**Extracted records**.

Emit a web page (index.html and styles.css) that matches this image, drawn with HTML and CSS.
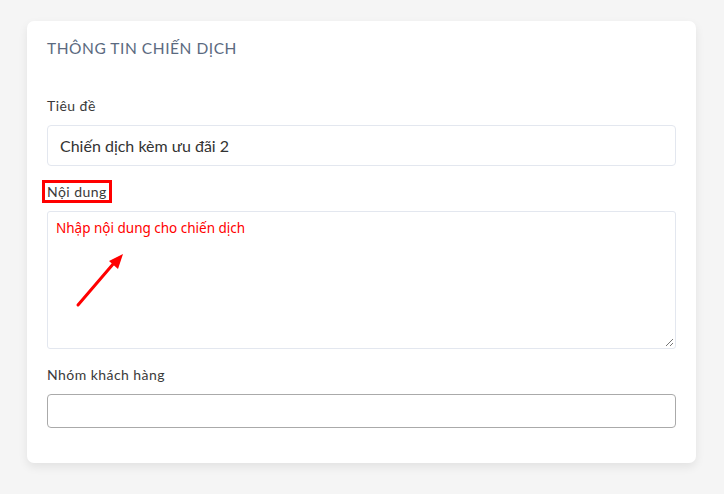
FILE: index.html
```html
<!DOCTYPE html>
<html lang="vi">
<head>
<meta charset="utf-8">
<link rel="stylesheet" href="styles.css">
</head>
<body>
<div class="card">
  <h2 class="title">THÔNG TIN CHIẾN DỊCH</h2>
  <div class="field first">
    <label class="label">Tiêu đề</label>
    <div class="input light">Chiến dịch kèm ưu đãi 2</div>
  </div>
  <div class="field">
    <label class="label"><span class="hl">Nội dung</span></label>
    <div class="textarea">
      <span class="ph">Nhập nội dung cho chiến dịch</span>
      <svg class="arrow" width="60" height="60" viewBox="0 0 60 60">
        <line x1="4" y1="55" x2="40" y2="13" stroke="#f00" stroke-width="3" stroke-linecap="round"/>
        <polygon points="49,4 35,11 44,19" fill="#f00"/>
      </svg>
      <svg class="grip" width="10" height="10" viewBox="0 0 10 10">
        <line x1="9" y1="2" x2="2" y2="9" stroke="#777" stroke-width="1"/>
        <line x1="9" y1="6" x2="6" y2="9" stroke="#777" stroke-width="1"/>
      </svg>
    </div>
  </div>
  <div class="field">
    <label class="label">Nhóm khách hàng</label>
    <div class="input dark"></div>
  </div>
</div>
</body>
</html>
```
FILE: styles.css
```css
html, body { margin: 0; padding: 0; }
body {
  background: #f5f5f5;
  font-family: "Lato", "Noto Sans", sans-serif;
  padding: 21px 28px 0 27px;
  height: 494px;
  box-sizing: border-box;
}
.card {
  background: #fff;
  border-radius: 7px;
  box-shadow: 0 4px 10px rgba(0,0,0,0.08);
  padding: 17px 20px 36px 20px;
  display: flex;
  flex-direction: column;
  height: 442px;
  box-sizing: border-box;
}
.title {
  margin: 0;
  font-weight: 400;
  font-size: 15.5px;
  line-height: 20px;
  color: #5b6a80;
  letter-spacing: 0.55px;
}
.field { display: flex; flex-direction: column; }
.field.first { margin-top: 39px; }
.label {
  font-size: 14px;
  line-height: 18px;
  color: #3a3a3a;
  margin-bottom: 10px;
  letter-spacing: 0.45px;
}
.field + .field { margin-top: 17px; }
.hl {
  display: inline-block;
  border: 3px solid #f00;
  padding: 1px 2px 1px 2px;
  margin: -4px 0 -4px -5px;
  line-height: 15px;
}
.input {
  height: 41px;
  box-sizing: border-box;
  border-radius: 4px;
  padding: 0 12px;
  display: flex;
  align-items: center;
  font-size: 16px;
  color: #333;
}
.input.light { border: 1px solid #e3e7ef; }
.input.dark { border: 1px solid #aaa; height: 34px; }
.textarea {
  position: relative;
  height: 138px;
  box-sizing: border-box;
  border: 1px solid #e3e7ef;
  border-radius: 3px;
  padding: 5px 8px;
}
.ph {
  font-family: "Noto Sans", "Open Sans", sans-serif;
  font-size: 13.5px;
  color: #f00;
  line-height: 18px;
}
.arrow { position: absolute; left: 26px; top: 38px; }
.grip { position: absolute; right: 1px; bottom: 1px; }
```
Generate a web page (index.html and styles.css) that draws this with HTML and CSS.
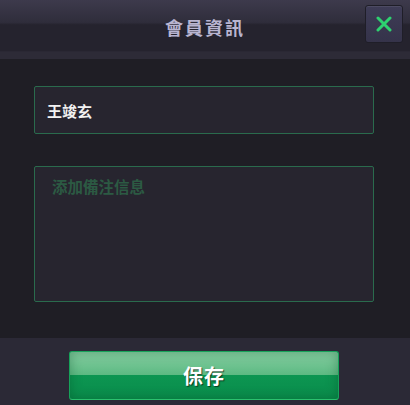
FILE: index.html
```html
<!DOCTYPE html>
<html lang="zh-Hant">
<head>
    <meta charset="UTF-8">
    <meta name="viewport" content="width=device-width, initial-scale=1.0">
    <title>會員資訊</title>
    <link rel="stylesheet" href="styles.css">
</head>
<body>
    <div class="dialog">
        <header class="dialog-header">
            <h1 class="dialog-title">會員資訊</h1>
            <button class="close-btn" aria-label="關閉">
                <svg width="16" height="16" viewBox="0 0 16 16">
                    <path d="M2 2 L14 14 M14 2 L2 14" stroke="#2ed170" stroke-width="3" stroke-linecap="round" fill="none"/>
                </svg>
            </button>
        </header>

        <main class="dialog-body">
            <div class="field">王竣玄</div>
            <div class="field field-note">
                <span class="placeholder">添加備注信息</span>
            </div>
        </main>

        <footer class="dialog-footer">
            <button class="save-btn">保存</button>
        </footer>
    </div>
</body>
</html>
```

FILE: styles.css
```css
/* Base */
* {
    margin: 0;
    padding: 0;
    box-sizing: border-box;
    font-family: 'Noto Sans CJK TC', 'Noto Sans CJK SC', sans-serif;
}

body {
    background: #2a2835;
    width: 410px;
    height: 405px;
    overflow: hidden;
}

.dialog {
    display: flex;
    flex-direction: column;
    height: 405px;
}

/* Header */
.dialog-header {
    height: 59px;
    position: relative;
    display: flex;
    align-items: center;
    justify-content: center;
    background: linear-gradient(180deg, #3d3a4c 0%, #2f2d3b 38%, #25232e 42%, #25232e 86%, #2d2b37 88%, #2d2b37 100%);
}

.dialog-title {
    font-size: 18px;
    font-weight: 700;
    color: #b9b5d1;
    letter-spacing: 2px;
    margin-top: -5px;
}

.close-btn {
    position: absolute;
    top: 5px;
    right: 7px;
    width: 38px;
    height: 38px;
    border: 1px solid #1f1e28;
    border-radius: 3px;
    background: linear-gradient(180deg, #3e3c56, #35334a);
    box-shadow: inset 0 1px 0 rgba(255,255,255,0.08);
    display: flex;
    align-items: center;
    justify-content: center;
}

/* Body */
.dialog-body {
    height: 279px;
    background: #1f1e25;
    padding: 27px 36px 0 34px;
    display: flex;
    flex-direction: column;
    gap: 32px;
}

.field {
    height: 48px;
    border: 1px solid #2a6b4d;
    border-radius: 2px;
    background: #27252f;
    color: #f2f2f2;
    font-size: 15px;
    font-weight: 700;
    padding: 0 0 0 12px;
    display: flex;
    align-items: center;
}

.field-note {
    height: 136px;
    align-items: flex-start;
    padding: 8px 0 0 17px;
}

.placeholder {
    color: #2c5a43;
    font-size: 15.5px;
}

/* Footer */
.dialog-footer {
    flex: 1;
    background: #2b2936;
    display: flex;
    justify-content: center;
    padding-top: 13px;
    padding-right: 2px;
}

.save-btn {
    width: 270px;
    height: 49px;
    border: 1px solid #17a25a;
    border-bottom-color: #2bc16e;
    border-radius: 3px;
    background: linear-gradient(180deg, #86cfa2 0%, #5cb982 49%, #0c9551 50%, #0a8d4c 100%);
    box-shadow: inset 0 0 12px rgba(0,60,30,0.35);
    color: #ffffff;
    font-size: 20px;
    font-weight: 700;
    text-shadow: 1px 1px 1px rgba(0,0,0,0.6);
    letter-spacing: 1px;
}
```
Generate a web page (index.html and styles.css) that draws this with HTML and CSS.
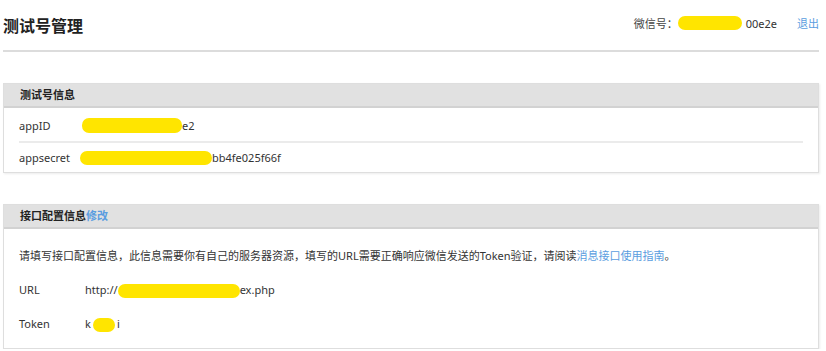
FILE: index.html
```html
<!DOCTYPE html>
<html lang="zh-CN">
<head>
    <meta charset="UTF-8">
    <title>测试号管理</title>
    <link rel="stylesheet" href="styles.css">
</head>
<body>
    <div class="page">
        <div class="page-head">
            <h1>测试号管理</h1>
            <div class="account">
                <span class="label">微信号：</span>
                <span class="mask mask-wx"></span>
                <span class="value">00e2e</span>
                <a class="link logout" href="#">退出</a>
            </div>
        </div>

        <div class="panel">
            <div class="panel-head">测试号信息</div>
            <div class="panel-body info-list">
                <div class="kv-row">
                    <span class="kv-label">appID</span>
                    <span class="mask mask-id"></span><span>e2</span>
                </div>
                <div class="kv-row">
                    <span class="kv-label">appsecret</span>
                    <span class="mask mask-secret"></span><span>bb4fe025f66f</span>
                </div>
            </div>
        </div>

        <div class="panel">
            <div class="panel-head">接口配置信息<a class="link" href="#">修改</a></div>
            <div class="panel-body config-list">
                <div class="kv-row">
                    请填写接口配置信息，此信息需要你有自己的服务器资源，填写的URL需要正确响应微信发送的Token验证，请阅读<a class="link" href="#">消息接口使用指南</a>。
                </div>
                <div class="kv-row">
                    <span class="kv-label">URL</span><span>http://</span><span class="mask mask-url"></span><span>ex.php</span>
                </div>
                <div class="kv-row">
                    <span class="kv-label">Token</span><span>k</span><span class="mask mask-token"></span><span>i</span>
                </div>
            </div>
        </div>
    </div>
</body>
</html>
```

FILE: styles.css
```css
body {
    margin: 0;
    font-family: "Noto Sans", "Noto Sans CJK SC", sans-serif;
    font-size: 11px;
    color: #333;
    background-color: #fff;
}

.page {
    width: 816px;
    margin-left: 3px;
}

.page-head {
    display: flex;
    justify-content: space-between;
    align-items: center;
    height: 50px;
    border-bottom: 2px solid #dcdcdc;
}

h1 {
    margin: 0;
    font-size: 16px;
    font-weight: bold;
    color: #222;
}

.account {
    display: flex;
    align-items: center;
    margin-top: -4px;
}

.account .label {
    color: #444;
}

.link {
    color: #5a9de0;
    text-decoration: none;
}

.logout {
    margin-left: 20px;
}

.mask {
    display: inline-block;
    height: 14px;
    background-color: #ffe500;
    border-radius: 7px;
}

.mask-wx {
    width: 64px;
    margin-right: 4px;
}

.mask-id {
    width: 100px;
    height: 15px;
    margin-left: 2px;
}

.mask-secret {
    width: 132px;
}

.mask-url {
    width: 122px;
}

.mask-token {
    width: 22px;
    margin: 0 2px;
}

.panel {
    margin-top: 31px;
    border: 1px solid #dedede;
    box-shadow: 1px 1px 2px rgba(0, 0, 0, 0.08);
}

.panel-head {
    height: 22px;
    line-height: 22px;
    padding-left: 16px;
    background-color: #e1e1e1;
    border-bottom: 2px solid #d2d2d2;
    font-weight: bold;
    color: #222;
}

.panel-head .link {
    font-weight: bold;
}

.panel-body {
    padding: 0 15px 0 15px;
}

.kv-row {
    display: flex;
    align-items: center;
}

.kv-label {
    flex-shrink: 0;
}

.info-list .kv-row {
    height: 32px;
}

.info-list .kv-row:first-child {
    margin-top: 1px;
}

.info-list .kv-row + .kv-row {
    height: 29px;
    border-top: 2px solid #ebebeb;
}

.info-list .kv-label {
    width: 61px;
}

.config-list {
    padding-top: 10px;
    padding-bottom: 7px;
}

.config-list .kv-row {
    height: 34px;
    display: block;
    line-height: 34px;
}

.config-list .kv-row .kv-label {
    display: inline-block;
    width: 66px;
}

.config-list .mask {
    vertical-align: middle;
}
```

**Short exercise**.
Report the number of lines that include the string "page"; return nothing but the count.

**Task answer**.
7